**Written task:** Write out each line of the listing as it stands, without the images.
━━ Data excerpt ━━
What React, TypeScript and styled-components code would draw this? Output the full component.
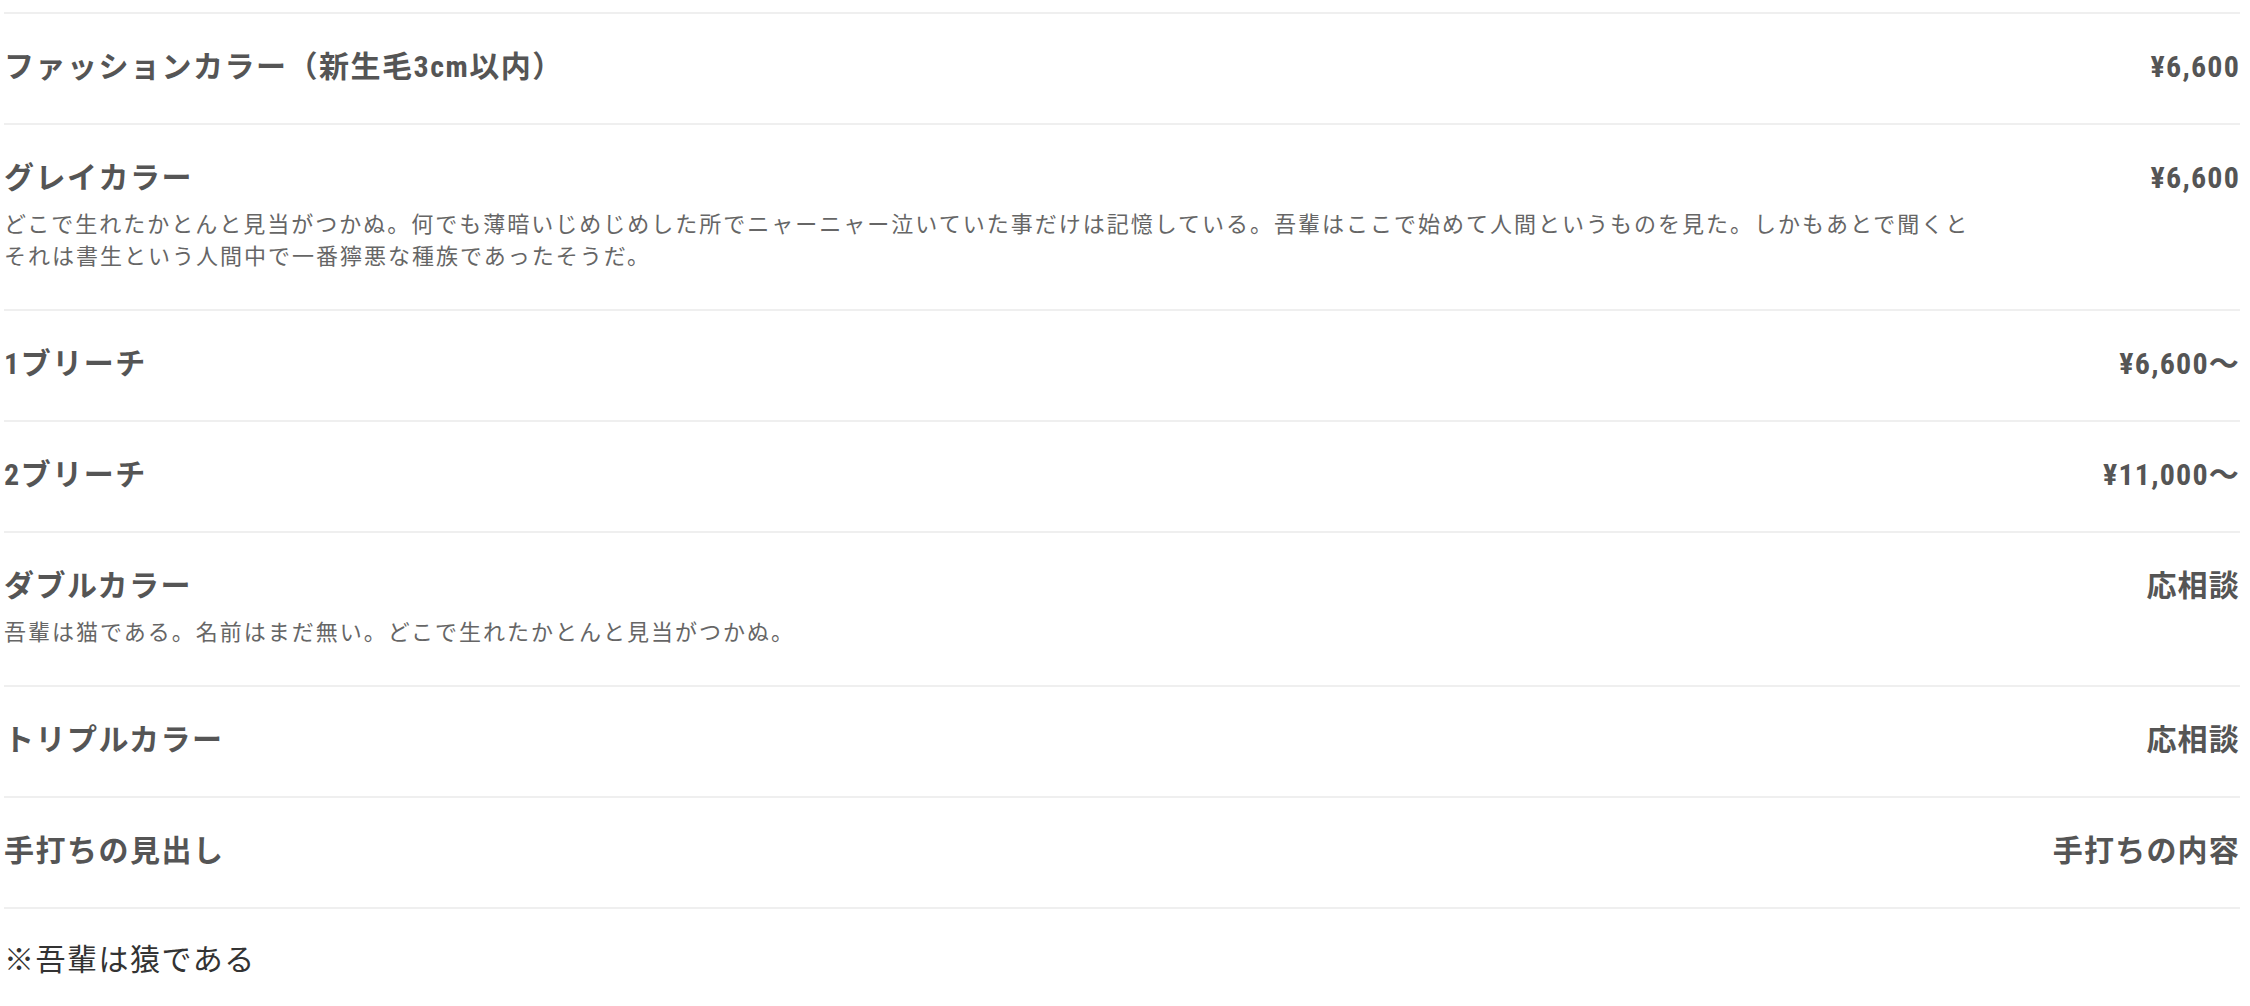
import React from "react";
import styled, { createGlobalStyle } from "styled-components";

const GlobalStyle = createGlobalStyle`
  html, body {
    margin: 0;
    padding: 0;
    background: #ffffff;
  }
  body {
    font-family: "Liberation Sans", "Noto Sans CJK JP", sans-serif;
  }
`;

const Page = styled.div`
  padding: 12px 10px 0 4px;
  font-family: "Liberation Sans", "Noto Sans CJK JP", sans-serif;
`;

const MenuList = styled.ul`
  list-style: none;
  margin: 0;
  padding: 0;
  border-top: 2px solid #efefef;
`;

const MenuRow = styled.li`
  display: flex;
  align-items: flex-start;
  justify-content: space-between;
  padding: 30px 0 34px;
  border-bottom: 2px solid #efefef;
`;

const RowBody = styled.div`
  flex: 1 1 auto;
  min-width: 0;
`;

const Title = styled.h3`
  margin: 0;
  font-family: "Roboto Condensed", "Noto Sans", "Liberation Sans", "Noto Sans CJK JP", sans-serif;
  font-stretch: 75%;
  font-size: 30px;
  line-height: 45px;
  font-weight: 700;
  letter-spacing: 1.5px;
  color: #555555;
`;

const Description = styled.p`
  margin: 9px 0 2px;
  font-size: 22px;
  line-height: 32px;
  font-weight: 400;
  letter-spacing: 2px;
  color: #666666;
`;

const Price = styled.div`
  flex: 0 0 256px;
  text-align: right;
  font-family: "Roboto Condensed", "Noto Sans", "Liberation Sans", "Noto Sans CJK JP", sans-serif;
  font-stretch: 75%;
  font-size: 30px;
  line-height: 45px;
  font-weight: 700;
  letter-spacing: 1.2px;
  color: #555555;
  white-space: nowrap;
`;

const Note = styled.p`
  margin: 0;
  padding: 28px 0 0;
  font-size: 30px;
  line-height: 45px;
  font-weight: 400;
  letter-spacing: 1.5px;
  color: #333333;
`;

type Item = { title: string; price: string; desc?: string };

const items: Item[] = [
  { title: "ファッションカラー（新生毛3cm以内）", price: "¥6,600" },
  {
    title: "グレイカラー",
    price: "¥6,600",
    desc: "どこで生れたかとんと見当がつかぬ。何でも薄暗いじめじめした所でニャーニャー泣いていた事だけは記憶している。吾輩はここで始めて人間というものを見た。しかもあとで聞くとそれは書生という人間中で一番獰悪な種族であったそうだ。",
  },
  { title: "1ブリーチ", price: "¥6,600～" },
  { title: "2ブリーチ", price: "¥11,000～" },
  {
    title: "ダブルカラー",
    price: "応相談",
    desc: "吾輩は猫である。名前はまだ無い。どこで生れたかとんと見当がつかぬ。",
  },
  { title: "トリプルカラー", price: "応相談" },
  { title: "手打ちの見出し", price: "手打ちの内容" },
];

export default function App() {
  return (
    <>
      <GlobalStyle />
      <Page>
        <MenuList>
          {items.map((it) => (
            <MenuRow key={it.title}>
              <RowBody>
                <Title>{it.title}</Title>
                {it.desc && <Description>{it.desc}</Description>}
              </RowBody>
              <Price>{it.price}</Price>
            </MenuRow>
          ))}
        </MenuList>
        <Note>※吾輩は猿である</Note>
      </Page>
    </>
  );
}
━━━
**Solution to this exercise:**
What React, TypeScript and styled-components code would draw this? Output the full component.
import React from "react";
import styled, { createGlobalStyle } from "styled-components";

const GlobalStyle = createGlobalStyle`
  html, body {
    margin: 0;
    padding: 0;
    background: #ffffff;
  }
  body {
    font-family: "Liberation Sans", "Noto Sans CJK JP", sans-serif;
  }
`;

const Page = styled.div`
  padding: 12px 10px 0 4px;
  font-family: "Liberation Sans", "Noto Sans CJK JP", sans-serif;
`;

const MenuList = styled.ul`
  list-style: none;
  margin: 0;
  padding: 0;
  border-top: 2px solid #efefef;
`;

const MenuRow = styled.li`
  display: flex;
  align-items: flex-start;
  justify-content: space-between;
  padding: 30px 0 34px;
  border-bottom: 2px solid #efefef;
`;

const RowBody = styled.div`
  flex: 1 1 auto;
  min-width: 0;
`;

const Title = styled.h3`
  margin: 0;
  font-family: "Roboto Condensed", "Noto Sans", "Liberation Sans", "Noto Sans CJK JP", sans-serif;
  font-stretch: 75%;
  font-size: 30px;
  line-height: 45px;
  font-weight: 700;
  letter-spacing: 1.5px;
  color: #555555;
`;

const Description = styled.p`
  margin: 9px 0 2px;
  font-size: 22px;
  line-height: 32px;
  font-weight: 400;
  letter-spacing: 2px;
  color: #666666;
`;

const Price = styled.div`
  flex: 0 0 256px;
  text-align: right;
  font-family: "Roboto Condensed", "Noto Sans", "Liberation Sans", "Noto Sans CJK JP", sans-serif;
  font-stretch: 75%;
  font-size: 30px;
  line-height: 45px;
  font-weight: 700;
  letter-spacing: 1.2px;
  color: #555555;
  white-space: nowrap;
`;

const Note = styled.p`
  margin: 0;
  padding: 28px 0 0;
  font-size: 30px;
  line-height: 45px;
  font-weight: 400;
  letter-spacing: 1.5px;
  color: #333333;
`;

type Item = { title: string; price: string; desc?: string };

const items: Item[] = [
  { title: "ファッションカラー（新生毛3cm以内）", price: "¥6,600" },
  {
    title: "グレイカラー",
    price: "¥6,600",
    desc: "どこで生れたかとんと見当がつかぬ。何でも薄暗いじめじめした所でニャーニャー泣いていた事だけは記憶している。吾輩はここで始めて人間というものを見た。しかもあとで聞くとそれは書生という人間中で一番獰悪な種族であったそうだ。",
  },
  { title: "1ブリーチ", price: "¥6,600～" },
  { title: "2ブリーチ", price: "¥11,000～" },
  {
    title: "ダブルカラー",
    price: "応相談",
    desc: "吾輩は猫である。名前はまだ無い。どこで生れたかとんと見当がつかぬ。",
  },
  { title: "トリプルカラー", price: "応相談" },
  { title: "手打ちの見出し", price: "手打ちの内容" },
];

export default function App() {
  return (
    <>
      <GlobalStyle />
      <Page>
        <MenuList>
          {items.map((it) => (
            <MenuRow key={it.title}>
              <RowBody>
                <Title>{it.title}</Title>
                {it.desc && <Description>{it.desc}</Description>}
              </RowBody>
              <Price>{it.price}</Price>
            </MenuRow>
          ))}
        </MenuList>
        <Note>※吾輩は猿である</Note>
      </Page>
    </>
  );
}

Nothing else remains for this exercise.